* THE TASK *
Output only the count of lines that contain "screenshot".

* RECORDS FOR PROCESSING *
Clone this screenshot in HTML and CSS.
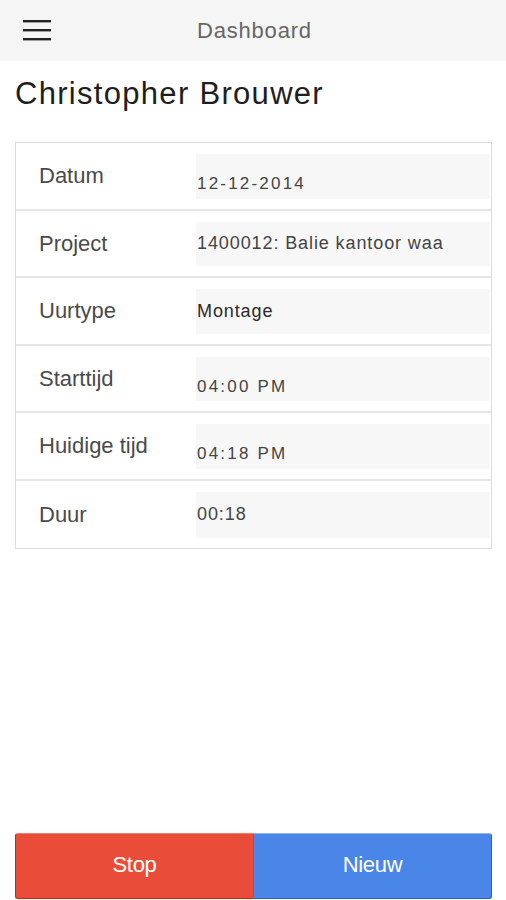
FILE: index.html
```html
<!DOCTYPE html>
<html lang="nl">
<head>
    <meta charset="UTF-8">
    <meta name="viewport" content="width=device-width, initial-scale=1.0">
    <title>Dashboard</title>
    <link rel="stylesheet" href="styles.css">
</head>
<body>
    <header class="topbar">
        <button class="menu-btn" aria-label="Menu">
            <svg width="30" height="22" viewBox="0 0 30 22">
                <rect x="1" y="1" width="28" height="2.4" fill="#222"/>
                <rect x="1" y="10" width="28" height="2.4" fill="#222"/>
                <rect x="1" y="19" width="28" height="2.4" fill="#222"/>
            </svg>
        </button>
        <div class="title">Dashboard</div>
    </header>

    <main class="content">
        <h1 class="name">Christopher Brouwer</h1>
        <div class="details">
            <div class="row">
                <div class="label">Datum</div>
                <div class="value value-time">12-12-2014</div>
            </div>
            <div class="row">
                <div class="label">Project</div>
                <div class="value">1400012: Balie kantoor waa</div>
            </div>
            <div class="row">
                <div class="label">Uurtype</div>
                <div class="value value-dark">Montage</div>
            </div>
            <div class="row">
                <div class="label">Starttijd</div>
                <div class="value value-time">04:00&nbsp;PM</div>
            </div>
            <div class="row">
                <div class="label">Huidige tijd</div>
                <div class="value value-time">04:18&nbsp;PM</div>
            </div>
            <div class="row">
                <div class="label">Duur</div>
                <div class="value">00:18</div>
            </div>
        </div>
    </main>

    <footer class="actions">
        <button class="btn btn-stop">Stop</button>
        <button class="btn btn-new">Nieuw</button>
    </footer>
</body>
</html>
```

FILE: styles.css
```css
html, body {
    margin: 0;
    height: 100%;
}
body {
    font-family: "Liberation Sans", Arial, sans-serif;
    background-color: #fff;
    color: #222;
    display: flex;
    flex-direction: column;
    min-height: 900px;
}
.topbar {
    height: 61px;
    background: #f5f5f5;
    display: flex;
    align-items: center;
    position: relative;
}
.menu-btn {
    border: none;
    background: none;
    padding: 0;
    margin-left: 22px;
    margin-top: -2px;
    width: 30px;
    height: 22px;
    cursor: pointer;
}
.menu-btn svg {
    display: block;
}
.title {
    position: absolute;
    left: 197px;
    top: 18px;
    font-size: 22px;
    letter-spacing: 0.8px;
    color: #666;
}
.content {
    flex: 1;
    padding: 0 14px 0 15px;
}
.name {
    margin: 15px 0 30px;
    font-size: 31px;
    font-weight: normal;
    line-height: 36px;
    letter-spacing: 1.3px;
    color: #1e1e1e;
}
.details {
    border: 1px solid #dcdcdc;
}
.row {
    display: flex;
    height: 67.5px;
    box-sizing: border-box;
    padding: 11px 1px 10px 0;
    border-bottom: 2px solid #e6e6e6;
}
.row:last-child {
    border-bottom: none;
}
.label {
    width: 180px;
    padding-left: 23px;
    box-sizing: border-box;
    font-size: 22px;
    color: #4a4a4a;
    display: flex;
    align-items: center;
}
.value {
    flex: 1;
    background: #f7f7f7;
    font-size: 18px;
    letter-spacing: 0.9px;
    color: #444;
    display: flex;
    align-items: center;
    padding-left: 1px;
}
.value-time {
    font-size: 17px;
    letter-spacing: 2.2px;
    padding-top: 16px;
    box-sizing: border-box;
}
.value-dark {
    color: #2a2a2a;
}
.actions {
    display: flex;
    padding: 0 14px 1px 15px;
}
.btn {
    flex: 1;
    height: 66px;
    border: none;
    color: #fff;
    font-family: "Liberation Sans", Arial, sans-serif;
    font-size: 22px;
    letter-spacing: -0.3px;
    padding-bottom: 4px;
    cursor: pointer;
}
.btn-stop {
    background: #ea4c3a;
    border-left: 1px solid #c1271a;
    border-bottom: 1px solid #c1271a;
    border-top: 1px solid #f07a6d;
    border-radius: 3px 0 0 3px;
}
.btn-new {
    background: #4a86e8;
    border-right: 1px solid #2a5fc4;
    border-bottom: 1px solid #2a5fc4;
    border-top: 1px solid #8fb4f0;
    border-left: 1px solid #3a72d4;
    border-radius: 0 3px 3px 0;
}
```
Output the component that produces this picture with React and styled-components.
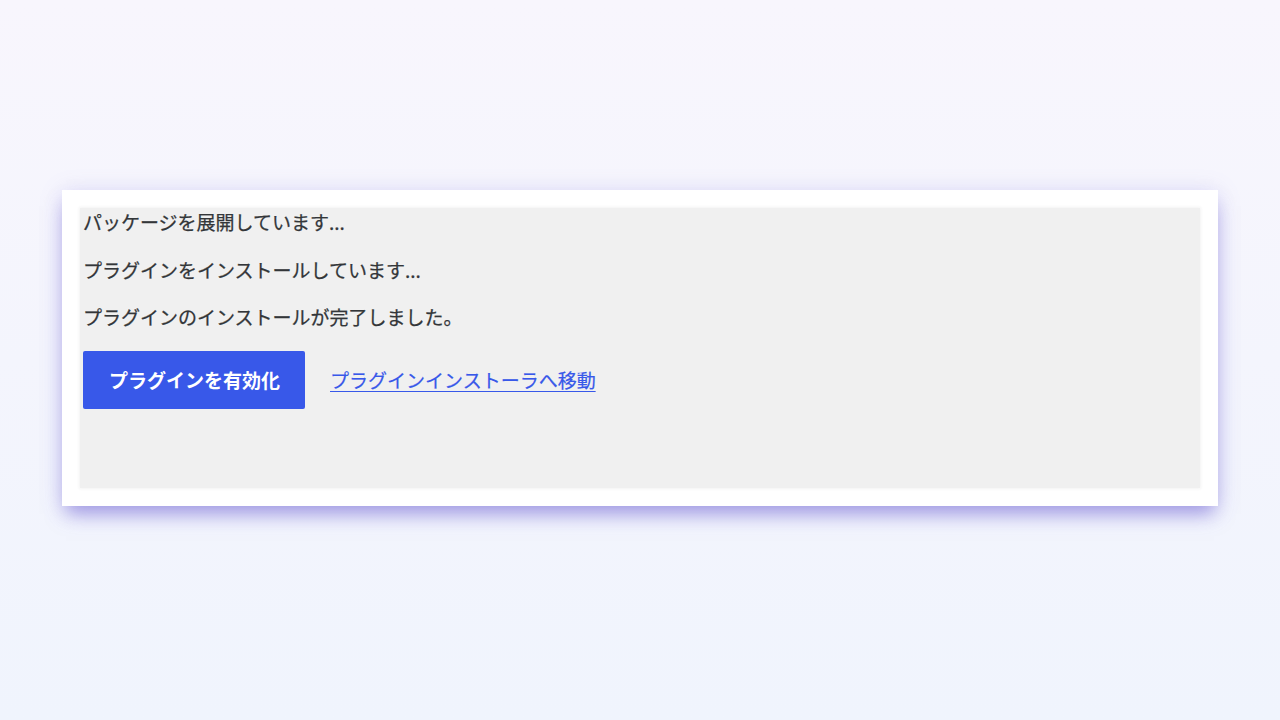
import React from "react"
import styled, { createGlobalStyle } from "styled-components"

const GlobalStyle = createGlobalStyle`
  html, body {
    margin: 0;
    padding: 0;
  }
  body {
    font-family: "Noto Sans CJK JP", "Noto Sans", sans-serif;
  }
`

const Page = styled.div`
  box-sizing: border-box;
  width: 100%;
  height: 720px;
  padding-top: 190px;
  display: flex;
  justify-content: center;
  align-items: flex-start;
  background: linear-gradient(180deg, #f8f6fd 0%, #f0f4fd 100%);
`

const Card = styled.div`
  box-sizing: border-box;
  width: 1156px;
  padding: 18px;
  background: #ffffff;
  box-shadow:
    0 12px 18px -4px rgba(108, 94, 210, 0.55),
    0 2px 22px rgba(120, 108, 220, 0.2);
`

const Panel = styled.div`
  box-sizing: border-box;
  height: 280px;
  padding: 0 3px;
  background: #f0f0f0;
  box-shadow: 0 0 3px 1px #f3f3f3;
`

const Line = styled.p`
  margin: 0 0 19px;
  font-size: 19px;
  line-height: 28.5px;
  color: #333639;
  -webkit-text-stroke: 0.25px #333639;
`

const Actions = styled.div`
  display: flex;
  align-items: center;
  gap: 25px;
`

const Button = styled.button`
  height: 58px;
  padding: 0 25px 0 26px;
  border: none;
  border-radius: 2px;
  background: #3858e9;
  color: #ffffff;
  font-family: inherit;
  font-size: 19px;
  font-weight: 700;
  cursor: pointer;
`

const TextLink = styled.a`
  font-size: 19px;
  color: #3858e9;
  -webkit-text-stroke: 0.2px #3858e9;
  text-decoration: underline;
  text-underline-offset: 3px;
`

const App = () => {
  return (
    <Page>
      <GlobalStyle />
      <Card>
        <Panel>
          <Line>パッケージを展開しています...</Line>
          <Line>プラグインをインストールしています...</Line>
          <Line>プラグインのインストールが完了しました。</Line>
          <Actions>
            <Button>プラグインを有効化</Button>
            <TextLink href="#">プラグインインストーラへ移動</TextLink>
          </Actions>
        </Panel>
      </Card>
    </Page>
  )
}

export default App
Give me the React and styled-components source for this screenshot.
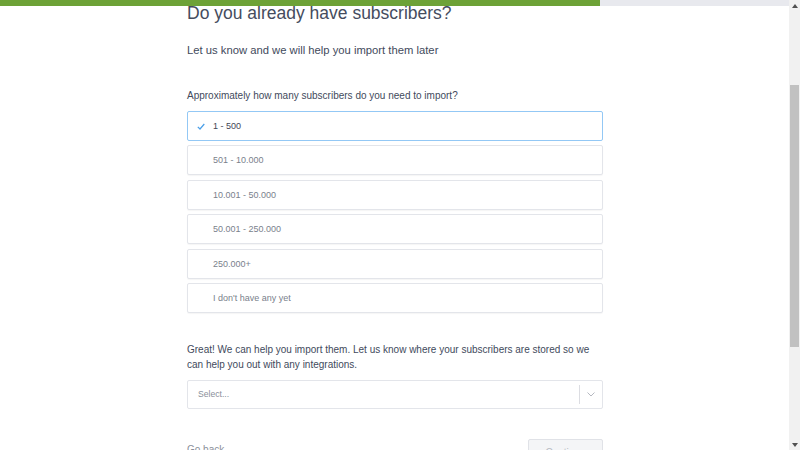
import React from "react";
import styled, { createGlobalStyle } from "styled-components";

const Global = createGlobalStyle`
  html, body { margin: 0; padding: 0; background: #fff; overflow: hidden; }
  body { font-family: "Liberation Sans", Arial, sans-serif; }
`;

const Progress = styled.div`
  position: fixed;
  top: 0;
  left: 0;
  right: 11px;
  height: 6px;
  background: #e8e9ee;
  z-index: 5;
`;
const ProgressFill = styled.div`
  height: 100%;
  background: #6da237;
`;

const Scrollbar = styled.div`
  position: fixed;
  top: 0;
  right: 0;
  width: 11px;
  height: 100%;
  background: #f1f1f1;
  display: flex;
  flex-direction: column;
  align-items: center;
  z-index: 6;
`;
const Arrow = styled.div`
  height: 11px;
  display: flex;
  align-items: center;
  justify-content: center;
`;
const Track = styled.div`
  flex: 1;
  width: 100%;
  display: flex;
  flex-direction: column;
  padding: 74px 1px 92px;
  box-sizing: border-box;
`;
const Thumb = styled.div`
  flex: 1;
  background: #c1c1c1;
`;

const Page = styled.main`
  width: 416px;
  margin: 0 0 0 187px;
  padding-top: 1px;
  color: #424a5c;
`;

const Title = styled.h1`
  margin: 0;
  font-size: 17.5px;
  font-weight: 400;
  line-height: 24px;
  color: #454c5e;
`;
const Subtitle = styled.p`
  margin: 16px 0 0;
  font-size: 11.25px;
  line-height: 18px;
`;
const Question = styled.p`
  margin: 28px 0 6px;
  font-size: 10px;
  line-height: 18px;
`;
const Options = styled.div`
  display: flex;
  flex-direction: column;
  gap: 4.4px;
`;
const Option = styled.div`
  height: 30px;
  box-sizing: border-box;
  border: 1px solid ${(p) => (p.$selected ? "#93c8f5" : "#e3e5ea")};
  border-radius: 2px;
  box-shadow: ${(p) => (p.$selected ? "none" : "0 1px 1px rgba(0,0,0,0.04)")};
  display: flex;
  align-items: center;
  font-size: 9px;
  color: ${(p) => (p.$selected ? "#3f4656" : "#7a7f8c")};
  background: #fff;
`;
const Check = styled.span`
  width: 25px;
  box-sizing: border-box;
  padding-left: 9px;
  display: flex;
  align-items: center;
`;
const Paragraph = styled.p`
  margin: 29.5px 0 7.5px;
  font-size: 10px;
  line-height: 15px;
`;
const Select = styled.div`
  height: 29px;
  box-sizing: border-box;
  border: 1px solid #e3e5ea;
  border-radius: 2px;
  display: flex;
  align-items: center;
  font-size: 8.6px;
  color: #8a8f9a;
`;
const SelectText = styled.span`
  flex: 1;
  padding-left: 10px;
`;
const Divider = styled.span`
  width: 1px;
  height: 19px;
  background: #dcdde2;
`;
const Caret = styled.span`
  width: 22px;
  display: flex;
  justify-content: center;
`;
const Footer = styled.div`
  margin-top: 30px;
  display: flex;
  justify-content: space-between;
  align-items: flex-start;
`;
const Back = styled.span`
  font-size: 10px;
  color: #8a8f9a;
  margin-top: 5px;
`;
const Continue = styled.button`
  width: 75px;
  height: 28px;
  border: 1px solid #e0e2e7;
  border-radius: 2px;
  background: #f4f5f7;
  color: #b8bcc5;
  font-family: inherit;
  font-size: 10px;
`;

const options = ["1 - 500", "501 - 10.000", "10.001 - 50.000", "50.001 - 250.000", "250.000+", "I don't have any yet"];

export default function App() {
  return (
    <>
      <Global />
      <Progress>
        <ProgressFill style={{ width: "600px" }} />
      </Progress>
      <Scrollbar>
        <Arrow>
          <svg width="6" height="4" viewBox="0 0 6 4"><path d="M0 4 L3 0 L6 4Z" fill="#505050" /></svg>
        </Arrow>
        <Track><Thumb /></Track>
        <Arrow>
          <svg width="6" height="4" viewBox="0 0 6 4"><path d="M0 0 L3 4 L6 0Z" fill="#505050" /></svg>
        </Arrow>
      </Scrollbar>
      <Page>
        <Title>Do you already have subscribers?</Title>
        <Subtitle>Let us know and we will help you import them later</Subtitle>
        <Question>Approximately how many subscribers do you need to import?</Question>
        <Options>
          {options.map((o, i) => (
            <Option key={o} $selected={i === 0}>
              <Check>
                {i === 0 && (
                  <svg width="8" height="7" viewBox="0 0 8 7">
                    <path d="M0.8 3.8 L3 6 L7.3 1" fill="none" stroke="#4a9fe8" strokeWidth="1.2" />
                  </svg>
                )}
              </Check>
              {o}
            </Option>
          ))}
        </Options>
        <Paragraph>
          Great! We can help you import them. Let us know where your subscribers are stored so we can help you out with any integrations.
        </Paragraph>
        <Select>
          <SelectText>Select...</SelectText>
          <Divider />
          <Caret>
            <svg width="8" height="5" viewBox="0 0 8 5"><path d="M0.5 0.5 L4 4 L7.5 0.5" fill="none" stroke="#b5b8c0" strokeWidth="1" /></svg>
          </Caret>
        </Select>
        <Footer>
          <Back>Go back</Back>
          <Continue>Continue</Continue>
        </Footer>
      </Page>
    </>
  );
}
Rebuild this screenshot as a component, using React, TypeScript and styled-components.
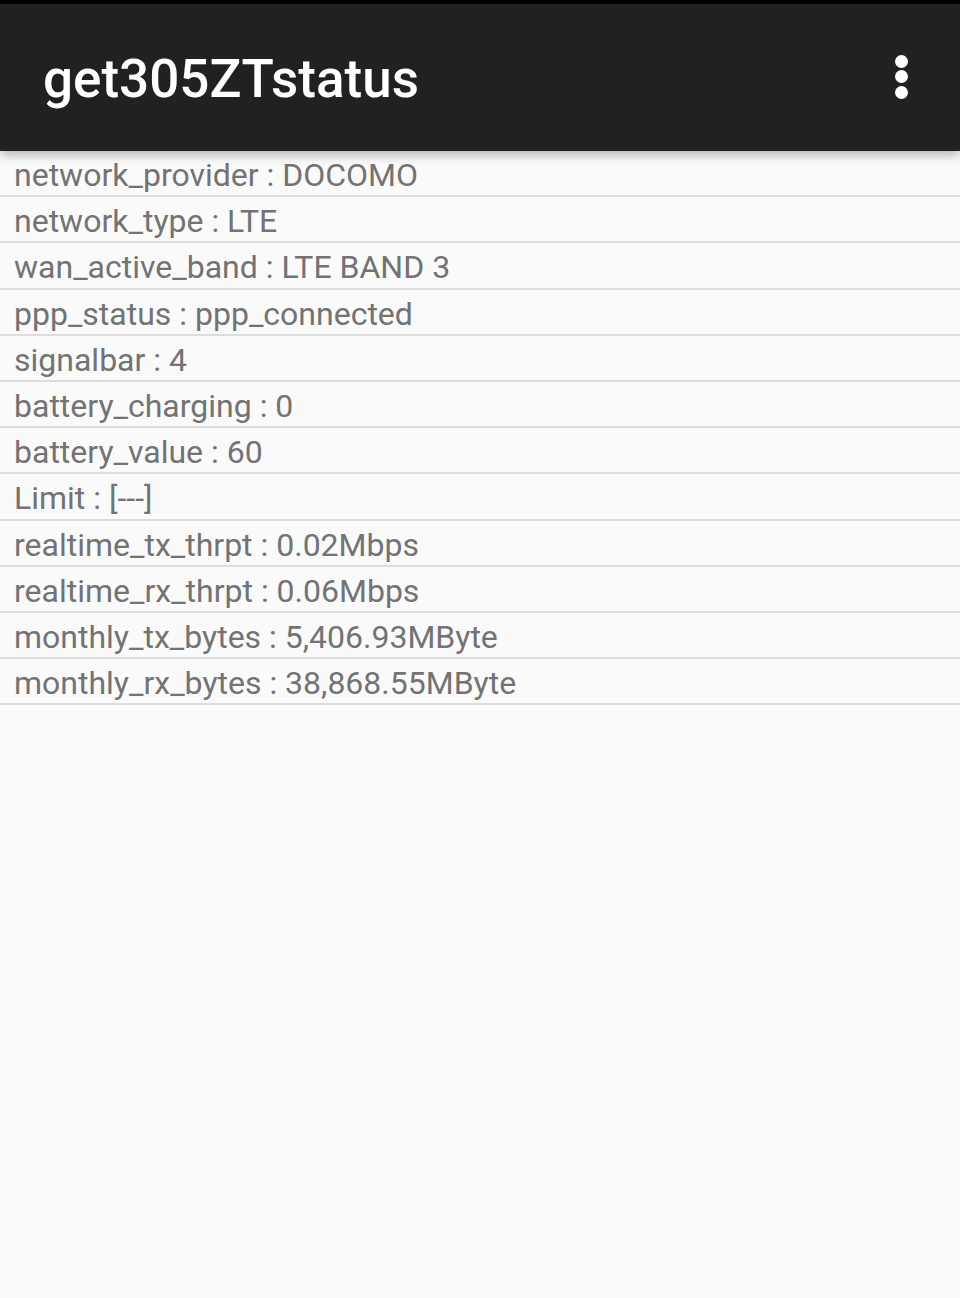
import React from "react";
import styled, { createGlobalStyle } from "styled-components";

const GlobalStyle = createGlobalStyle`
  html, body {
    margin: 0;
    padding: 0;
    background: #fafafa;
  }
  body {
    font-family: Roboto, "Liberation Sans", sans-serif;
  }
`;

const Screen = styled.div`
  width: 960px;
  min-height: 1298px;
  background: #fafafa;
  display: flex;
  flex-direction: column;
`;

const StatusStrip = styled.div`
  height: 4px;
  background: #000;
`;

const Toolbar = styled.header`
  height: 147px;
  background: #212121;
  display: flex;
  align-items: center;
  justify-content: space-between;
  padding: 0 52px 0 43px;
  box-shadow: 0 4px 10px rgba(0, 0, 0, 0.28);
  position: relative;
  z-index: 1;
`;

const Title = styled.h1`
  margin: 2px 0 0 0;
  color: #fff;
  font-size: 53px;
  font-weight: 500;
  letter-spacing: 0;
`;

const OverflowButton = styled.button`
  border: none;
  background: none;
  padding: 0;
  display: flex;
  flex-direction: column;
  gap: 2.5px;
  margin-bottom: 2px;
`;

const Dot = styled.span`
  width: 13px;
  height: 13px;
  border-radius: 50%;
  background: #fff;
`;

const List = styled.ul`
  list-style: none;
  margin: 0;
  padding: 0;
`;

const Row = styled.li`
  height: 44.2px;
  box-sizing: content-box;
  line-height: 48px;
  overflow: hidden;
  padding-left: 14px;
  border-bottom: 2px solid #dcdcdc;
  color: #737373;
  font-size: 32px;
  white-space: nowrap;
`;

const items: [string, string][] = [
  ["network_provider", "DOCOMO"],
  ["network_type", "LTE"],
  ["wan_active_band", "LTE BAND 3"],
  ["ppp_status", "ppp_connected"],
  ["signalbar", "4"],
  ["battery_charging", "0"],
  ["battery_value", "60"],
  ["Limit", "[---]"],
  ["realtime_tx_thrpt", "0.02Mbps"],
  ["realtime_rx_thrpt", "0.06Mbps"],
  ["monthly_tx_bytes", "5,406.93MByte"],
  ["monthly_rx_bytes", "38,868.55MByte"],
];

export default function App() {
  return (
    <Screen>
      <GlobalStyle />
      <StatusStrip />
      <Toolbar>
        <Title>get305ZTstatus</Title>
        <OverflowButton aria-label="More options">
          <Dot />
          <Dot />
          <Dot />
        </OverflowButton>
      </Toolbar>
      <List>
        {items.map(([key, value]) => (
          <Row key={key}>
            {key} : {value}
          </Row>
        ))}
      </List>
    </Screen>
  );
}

* RIGHT ANSWER *
3